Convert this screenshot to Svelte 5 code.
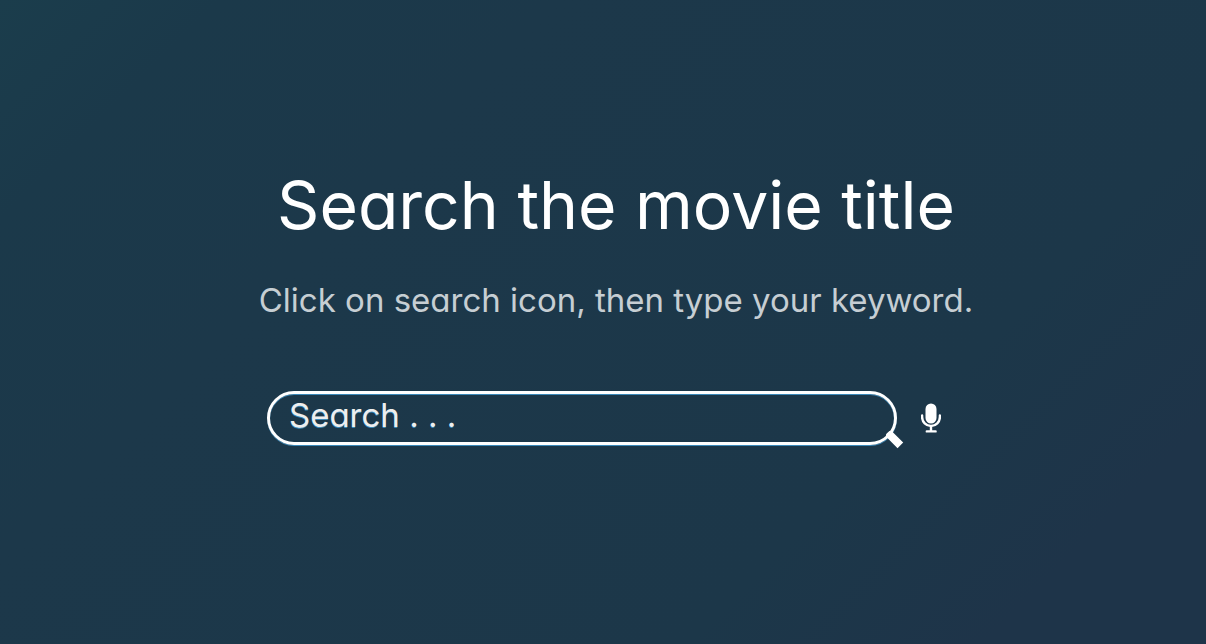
<script>
  let keyword = $state('');
</script>

<svelte:head><title>Movie search</title></svelte:head>

<main>
  <h1>Search the movie title</h1>
  <p>Click on search icon, then type your keyword.</p>
  <form onsubmit={(event) => event.preventDefault()}>
    <div class="field">
      <input type="text" aria-label="Search" placeholder="Search . . ." bind:value={keyword} />
      <button class="handle" type="submit" aria-label="Submit search"></button>
    </div>
    <button class="mic" type="button" aria-label="Voice search">
      <svg viewBox="0 0 20 30" aria-hidden="true">
        <rect x="4.5" y="0.5" width="11" height="20" rx="5.5" fill="#fff" />
        <path d="M1.1 12.5v1.6a8.9 8.9 0 0 0 17.8 0v-1.6M10 23.5v4M5.8 28.4h8.8" fill="none" stroke="#fff" stroke-width="2.4" stroke-linecap="round" />
      </svg>
    </button>
  </form>
</main>

<style>
  :global(body) { margin: 0; }
  main {
    box-sizing: border-box;
    min-height: 100vh;
    padding: 160px 24px 24px 44px;
    display: flex;
    flex-direction: column;
    align-items: center;
    background: linear-gradient(135deg, #1b3d4c 0%, #1b394a 12%, #1c384a 30%, #1c3749 72%, #1e3449 88%, #1e3449 100%);
    color: #fff;
    font-family: Inter, sans-serif;
    font-feature-settings: "cv11" 1;
  }
  h1 {
    margin: 0;
    padding-left: 6px;
    font-size: 66px;
    font-weight: 400;
    line-height: 90px;
    white-space: nowrap;
  }
  p {
    margin: 30px 0 0;
    padding-left: 6px;
    font-size: 33px;
    line-height: 40px;
    color: #c6ced3;
    white-space: nowrap;
  }
  form {
    display: flex;
    align-items: center;
    margin-top: 71px;
    padding-right: 18px;
  }
  .field { position: relative; width: 630px; }
  input {
    display: block;
    box-sizing: border-box;
    width: 100%;
    height: 54px;
    padding: 0 20px 6px 19px;
    border: 3px solid #fff;
    border-radius: 27px;
    outline: none;
    background: transparent;
    box-shadow: 0 1px 0 #3a88b8, inset 0 1px 0 #3a88b8;
    color: #fff;
    font: 400 33px/40px Inter, sans-serif;
    font-feature-settings: "cv11" 1;
    text-shadow: 0 1px 0 #3a88b8;
  }
  input::placeholder { color: #eee; opacity: 1; }
  button { padding: 0; border: 0; background: none; cursor: pointer; }
  .handle {
    position: absolute;
    right: -6px;
    bottom: 2px;
    width: 18px;
    height: 8px;
    background: #fff;
    border-radius: 3px 0 0 3px;
    transform: rotate(45deg);
  }
  .mic { width: 20px; height: 30px; margin-left: 24px; }
  svg { display: block; width: 100%; height: 100%; }
</style>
★ ★ ★ ★
**Work instructions**
Reproduce the whole listing word for word, setting aside any pictures.

**Response**
Convert this screenshot to Svelte 5 code.
<script>
  let keyword = $state('');
</script>

<svelte:head><title>Movie search</title></svelte:head>

<main>
  <h1>Search the movie title</h1>
  <p>Click on search icon, then type your keyword.</p>
  <form onsubmit={(event) => event.preventDefault()}>
    <div class="field">
      <input type="text" aria-label="Search" placeholder="Search . . ." bind:value={keyword} />
      <button class="handle" type="submit" aria-label="Submit search"></button>
    </div>
    <button class="mic" type="button" aria-label="Voice search">
      <svg viewBox="0 0 20 30" aria-hidden="true">
        <rect x="4.5" y="0.5" width="11" height="20" rx="5.5" fill="#fff" />
        <path d="M1.1 12.5v1.6a8.9 8.9 0 0 0 17.8 0v-1.6M10 23.5v4M5.8 28.4h8.8" fill="none" stroke="#fff" stroke-width="2.4" stroke-linecap="round" />
      </svg>
    </button>
  </form>
</main>

<style>
  :global(body) { margin: 0; }
  main {
    box-sizing: border-box;
    min-height: 100vh;
    padding: 160px 24px 24px 44px;
    display: flex;
    flex-direction: column;
    align-items: center;
    background: linear-gradient(135deg, #1b3d4c 0%, #1b394a 12%, #1c384a 30%, #1c3749 72%, #1e3449 88%, #1e3449 100%);
    color: #fff;
    font-family: Inter, sans-serif;
    font-feature-settings: "cv11" 1;
  }
  h1 {
    margin: 0;
    padding-left: 6px;
    font-size: 66px;
    font-weight: 400;
    line-height: 90px;
    white-space: nowrap;
  }
  p {
    margin: 30px 0 0;
    padding-left: 6px;
    font-size: 33px;
    line-height: 40px;
    color: #c6ced3;
    white-space: nowrap;
  }
  form {
    display: flex;
    align-items: center;
    margin-top: 71px;
    padding-right: 18px;
  }
  .field { position: relative; width: 630px; }
  input {
    display: block;
    box-sizing: border-box;
    width: 100%;
    height: 54px;
    padding: 0 20px 6px 19px;
    border: 3px solid #fff;
    border-radius: 27px;
    outline: none;
    background: transparent;
    box-shadow: 0 1px 0 #3a88b8, inset 0 1px 0 #3a88b8;
    color: #fff;
    font: 400 33px/40px Inter, sans-serif;
    font-feature-settings: "cv11" 1;
    text-shadow: 0 1px 0 #3a88b8;
  }
  input::placeholder { color: #eee; opacity: 1; }
  button { padding: 0; border: 0; background: none; cursor: pointer; }
  .handle {
    position: absolute;
    right: -6px;
    bottom: 2px;
    width: 18px;
    height: 8px;
    background: #fff;
    border-radius: 3px 0 0 3px;
    transform: rotate(45deg);
  }
  .mic { width: 20px; height: 30px; margin-left: 24px; }
  svg { display: block; width: 100%; height: 100%; }
</style>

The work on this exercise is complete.